On Mon, Mar 23, 2020 at 11:28:00AM +0100, Martin Liška wrote:
> > > > You can use them but should be prepared for some fallback (e.g. 
> > > > endian.h,
> > > > whatever else).
> > > > And there is also PDP endian...
> > > 
> > > Huh, are we talking about something so complex like:
> > > https://github.com/llvm-mirror/compiler-rt/blob/master/lib/builtins/int_endianness.h
> > 
> > I'd say even that is very simplified.  E.g. on glibc there is <endian.h>
> > with its macros, etc.
> > 
> > > Btw. do we force our run-time libraries to be built with GCC?
> > 
> > Some of our run-time libraries rely on being built by GCC, sure.

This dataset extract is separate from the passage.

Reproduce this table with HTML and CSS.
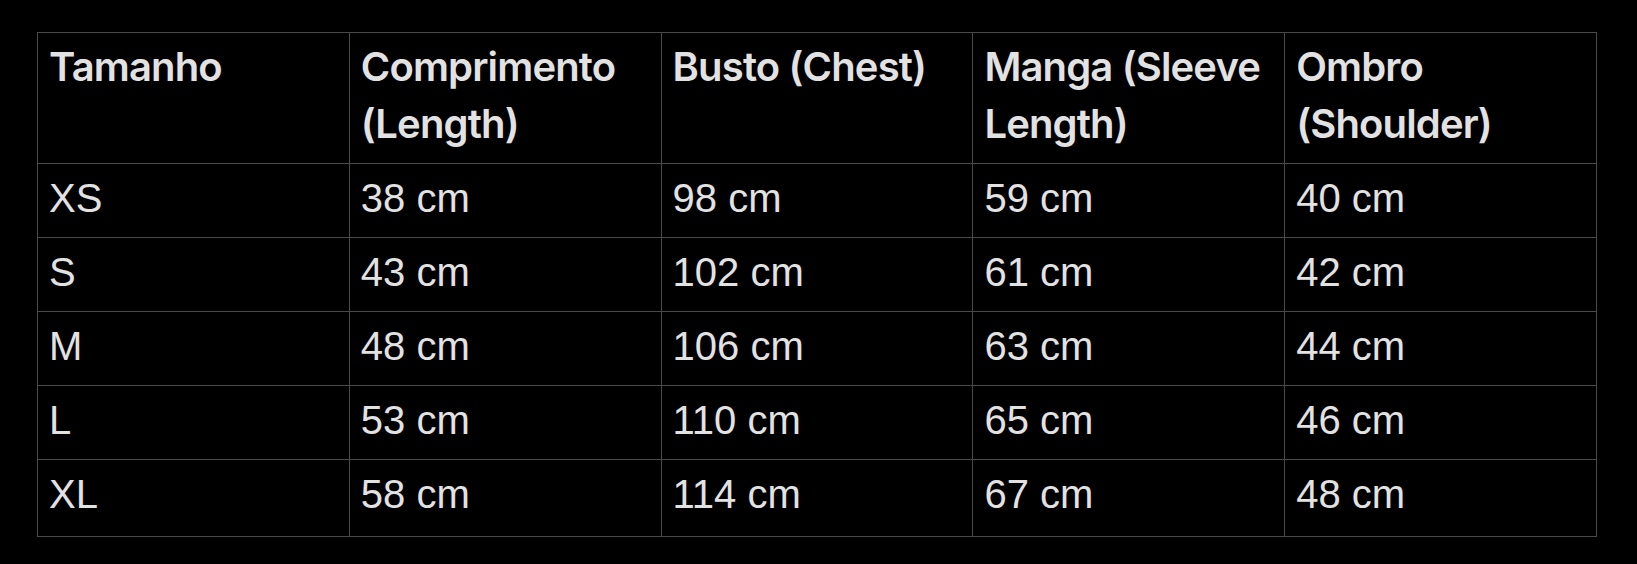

> > But I thought include/ is shared with binutils and there we don't really say
> > which compiler must be used to compile it.
> 
> ... and can we then rely on configure detection of the endianess done by bfd 
> and gold:
> 
> gold/config.h:#define GOLD_DEFAULT_BIG_ENDIAN false
> 
> bfd/PORTING:
> TARGET_IS_BIG_ENDIAN_P
>       Should be defined if <target> is big-endian.

I don't think so.  That is about the target, but you care about the host.
Wouldn't it be much easier not to do this and simply use macros for bits
from the full 32-bit value (and use shifts)?